Going further back Winston Churchill was clearly the man for the hour, yet far from a saint according to modern accounts. Margaret Thatcher was either loved or hated, similarly Tony Blair.  Their biographies are revealing, and not always in a good way. When we watch the petty squabbling within Parliament today and, even worse, the activities within the White House in Washington, we should not be surprised. It is an effort not to be cynical in old age as we look on these things, but that simply denigrates us. Being an armchair critic is cheap humanity, and so sometimes the best we can do is speak positively, act kindly, and not let the rest grind us down! (‘Nil carborundom’!) Has history taught us anything? Are we wiser because of the years? Can we still impact for good the world immediately around us? Just some thoughts to ponder over your latte or cappuccino or earl grey or fruit tea. Enjoy.


And to finish a few quotes about history.

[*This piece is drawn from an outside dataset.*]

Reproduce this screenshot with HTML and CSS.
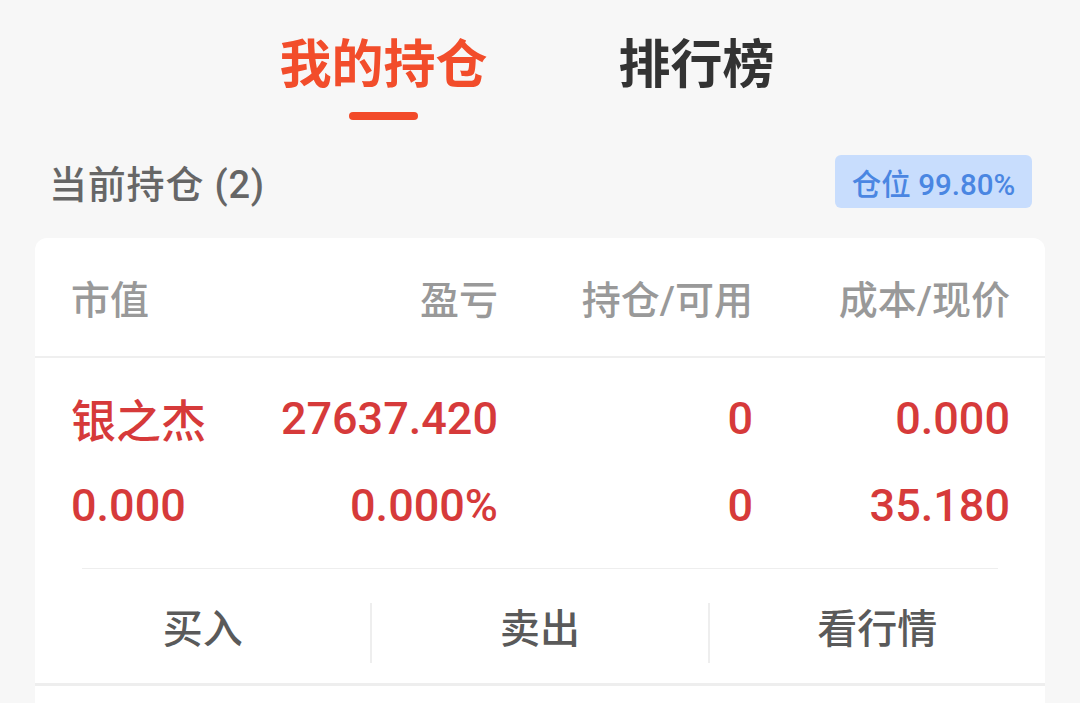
FILE: index.html
```html
<!DOCTYPE html>
<html lang="zh-CN">
<head>
<meta charset="utf-8">
<title>我的持仓</title>
<link rel="stylesheet" href="styles.css">
</head>
<body>
<div class="tabs">
  <div class="tab active">
    <span class="tab-text">我的持仓</span>
    <span class="tab-line"></span>
  </div>
  <div class="tab">
    <span class="tab-text">排行榜</span>
  </div>
</div>

<div class="summary">
  <div class="summary-title">当前持仓 (2)</div>
  <div class="badge">仓位 99.80%</div>
</div>

<div class="card">
  <div class="grid head">
    <div class="c1">市值</div>
    <div class="c2">盈亏</div>
    <div class="c3">持仓/可用</div>
    <div class="c4">成本/现价</div>
  </div>
  <div class="item">
    <div class="rows">
      <div class="grid row">
        <div class="c1 name">银之杰</div>
        <div class="c2">27637.420</div>
        <div class="c3">0</div>
        <div class="c4">0.000</div>
      </div>
      <div class="grid row">
        <div class="c1">0.000</div>
        <div class="c2">0.000%</div>
        <div class="c3">0</div>
        <div class="c4">35.180</div>
      </div>
    </div>
    <div class="divider"></div>
    <div class="actions">
      <div class="action">买入</div>
      <div class="action sep">卖出</div>
      <div class="action sep">看行情</div>
    </div>
  </div>
  <div class="item-next"></div>
</div>
</body>
</html>
```

FILE: styles.css
```css
* { box-sizing: border-box; }
html, body {
  margin: 0;
  padding: 0;
  background: #f7f7f7;
  font-family: Roboto, "Noto Sans CJK SC", sans-serif;
}
body { overflow: hidden; height: 703px; }

.tabs {
  display: flex;
  justify-content: center;
  padding-top: 40px;
}
.tab {
  width: 313px;
  display: flex;
  flex-direction: column;
  align-items: center;
  height: 80px;
}
.tab-text {
  font-size: 52px;
  line-height: 52px;
  font-weight: 700;
  color: #333333;
}
.tab.active .tab-text { color: #f24d2b; }
.tab-line {
  width: 69px;
  height: 8px;
  border-radius: 4px;
  background: #f24a29;
  margin-top: 20px;
}

.summary {
  margin-top: 35px;
  height: 53px;
  padding: 0 48px 0 49px;
  display: flex;
  align-items: center;
  justify-content: space-between;
}
.summary-title {
  font-size: 38px;
  color: #666666;
  font-weight: 500;
  letter-spacing: 0.8px;
}
.badge {
  height: 53px;
  width: 197px;
  border-radius: 6px;
  background: #c8ddfd;
  color: #4a86e2;
  font-size: 29.5px;
  font-weight: 500;
  display: flex;
  align-items: center;
  justify-content: center;
}

.card {
  margin: 30px 35px 0;
  background: #ffffff;
  border-radius: 12px 12px 0 0;
}
.grid {
  display: grid;
  grid-template-columns: 200px 227px 255px 257px;
  padding: 0 35px 0 36px;
  align-items: center;
}
.c1 { text-align: left; }
.c2, .c3, .c4 { text-align: right; }
.head {
  height: 120px;
  border-bottom: 2px solid #efefef;
  font-size: 39px;
  color: #999999;
  font-weight: 500;
}
.rows { padding-top: 17px; }
.row {
  height: 87px;
  font-size: 45px;
  color: #d63a3a;
  font-weight: 500;
}
.divider {
  margin: 19px 47px 0;
  height: 1px;
  background: #eeeeee;
}
.actions {
  display: flex;
  padding: 34px 0 20px;
  border-bottom: 3px solid #eeeeee;
}
.action {
  flex: 1;
  height: 60px;
  padding-bottom: 14px;
  display: flex;
  align-items: center;
  justify-content: center;
  font-size: 40px;
  font-weight: 500;
  color: #5a5a5a;
}
.action.sep { border-left: 2px solid #eeeeee; }
.item-next { height: 40px; }
```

A people without the knowledge of their past history, origin and culture is like a tree without roots.

Marcus Garvey


Our greatest glory is not in never falling, but in rising every time we fall.

Confucius


Those who do not remember the past are condemned to repeat it.

George Santayana


Throughout history, it has been the inaction of those who could have acted; the indifference of those who should have known better; the silence of the voice of justice when it mattered most; that has made it possible for evil to triumph.

Haile Selassie


You may not always have a comfortable life and you will not always be able to solve all of the world's problems at once but don't ever underestimate the importance you can have because history has shown us that courage can be contagious, and hope can take on a life of its own.

Michelle Obama


Few will have the greatness to bend history itself; but each of us can work to change a small portion of events, and in the total; of all those acts will be written the history of this generation.